**EXERCISE TASK**
Word for word, print each line of the listing below; pictures stay out.

**STORED ROWS**

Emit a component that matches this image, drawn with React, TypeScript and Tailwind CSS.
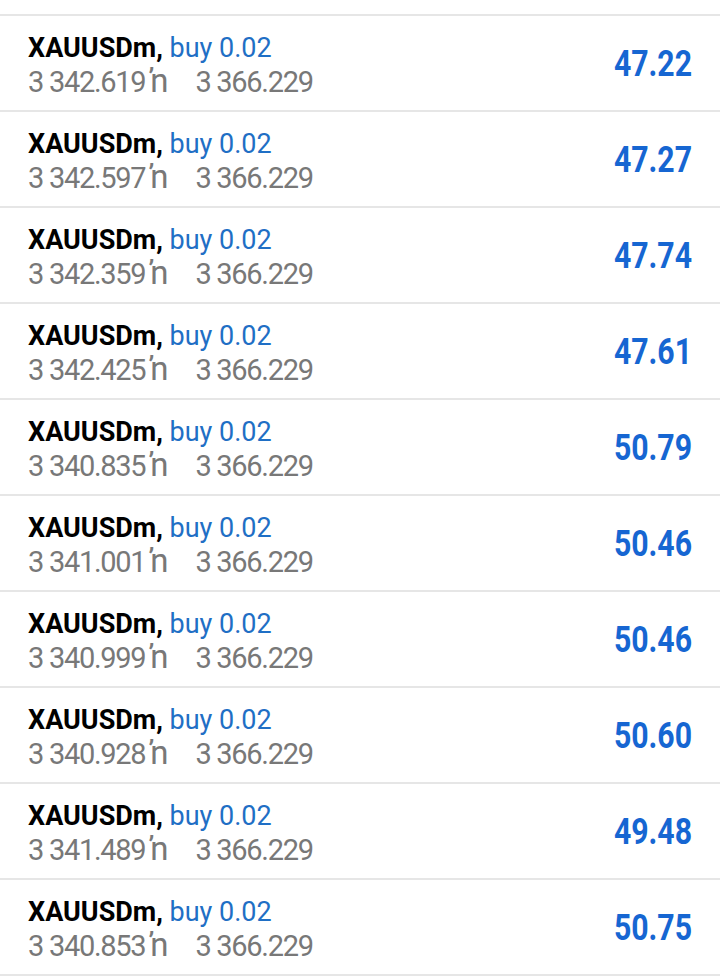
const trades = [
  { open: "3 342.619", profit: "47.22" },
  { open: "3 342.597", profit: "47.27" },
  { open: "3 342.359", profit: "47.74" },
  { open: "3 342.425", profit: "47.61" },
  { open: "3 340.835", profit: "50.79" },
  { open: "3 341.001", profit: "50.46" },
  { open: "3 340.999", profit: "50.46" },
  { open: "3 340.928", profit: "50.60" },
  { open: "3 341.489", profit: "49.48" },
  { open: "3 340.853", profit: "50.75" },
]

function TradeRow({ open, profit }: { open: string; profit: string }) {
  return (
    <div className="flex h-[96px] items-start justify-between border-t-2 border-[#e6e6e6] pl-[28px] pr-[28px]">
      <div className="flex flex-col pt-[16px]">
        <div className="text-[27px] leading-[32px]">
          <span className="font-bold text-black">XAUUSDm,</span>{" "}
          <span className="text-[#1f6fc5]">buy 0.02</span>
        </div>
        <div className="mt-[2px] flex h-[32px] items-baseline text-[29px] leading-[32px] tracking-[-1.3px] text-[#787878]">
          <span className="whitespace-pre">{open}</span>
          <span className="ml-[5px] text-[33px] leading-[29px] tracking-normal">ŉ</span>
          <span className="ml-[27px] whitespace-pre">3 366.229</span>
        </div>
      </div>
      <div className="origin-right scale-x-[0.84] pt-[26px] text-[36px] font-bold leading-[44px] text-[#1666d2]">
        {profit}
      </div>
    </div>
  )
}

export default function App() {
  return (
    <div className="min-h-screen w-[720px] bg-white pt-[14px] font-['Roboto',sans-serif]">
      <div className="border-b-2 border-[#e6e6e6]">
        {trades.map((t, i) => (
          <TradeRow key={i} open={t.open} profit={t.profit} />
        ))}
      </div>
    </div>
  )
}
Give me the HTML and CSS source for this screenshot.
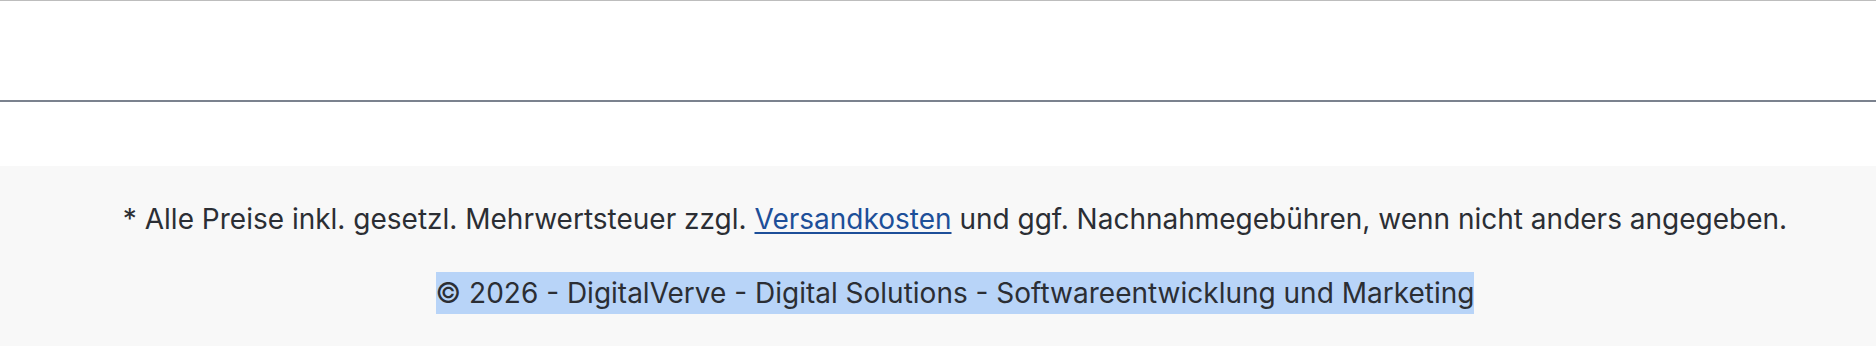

**SOLUTION**
Emit a component that matches this image, drawn with React, TypeScript and Tailwind CSS.
const trades = [
  { open: "3 342.619", profit: "47.22" },
  { open: "3 342.597", profit: "47.27" },
  { open: "3 342.359", profit: "47.74" },
  { open: "3 342.425", profit: "47.61" },
  { open: "3 340.835", profit: "50.79" },
  { open: "3 341.001", profit: "50.46" },
  { open: "3 340.999", profit: "50.46" },
  { open: "3 340.928", profit: "50.60" },
  { open: "3 341.489", profit: "49.48" },
  { open: "3 340.853", profit: "50.75" },
]

function TradeRow({ open, profit }: { open: string; profit: string }) {
  return (
    <div className="flex h-[96px] items-start justify-between border-t-2 border-[#e6e6e6] pl-[28px] pr-[28px]">
      <div className="flex flex-col pt-[16px]">
        <div className="text-[27px] leading-[32px]">
          <span className="font-bold text-black">XAUUSDm,</span>{" "}
          <span className="text-[#1f6fc5]">buy 0.02</span>
        </div>
        <div className="mt-[2px] flex h-[32px] items-baseline text-[29px] leading-[32px] tracking-[-1.3px] text-[#787878]">
          <span className="whitespace-pre">{open}</span>
          <span className="ml-[5px] text-[33px] leading-[29px] tracking-normal">ŉ</span>
          <span className="ml-[27px] whitespace-pre">3 366.229</span>
        </div>
      </div>
      <div className="origin-right scale-x-[0.84] pt-[26px] text-[36px] font-bold leading-[44px] text-[#1666d2]">
        {profit}
      </div>
    </div>
  )
}

export default function App() {
  return (
    <div className="min-h-screen w-[720px] bg-white pt-[14px] font-['Roboto',sans-serif]">
      <div className="border-b-2 border-[#e6e6e6]">
        {trades.map((t, i) => (
          <TradeRow key={i} open={t.open} profit={t.profit} />
        ))}
      </div>
    </div>
  )
}
Give me the HTML and CSS source for this screenshot.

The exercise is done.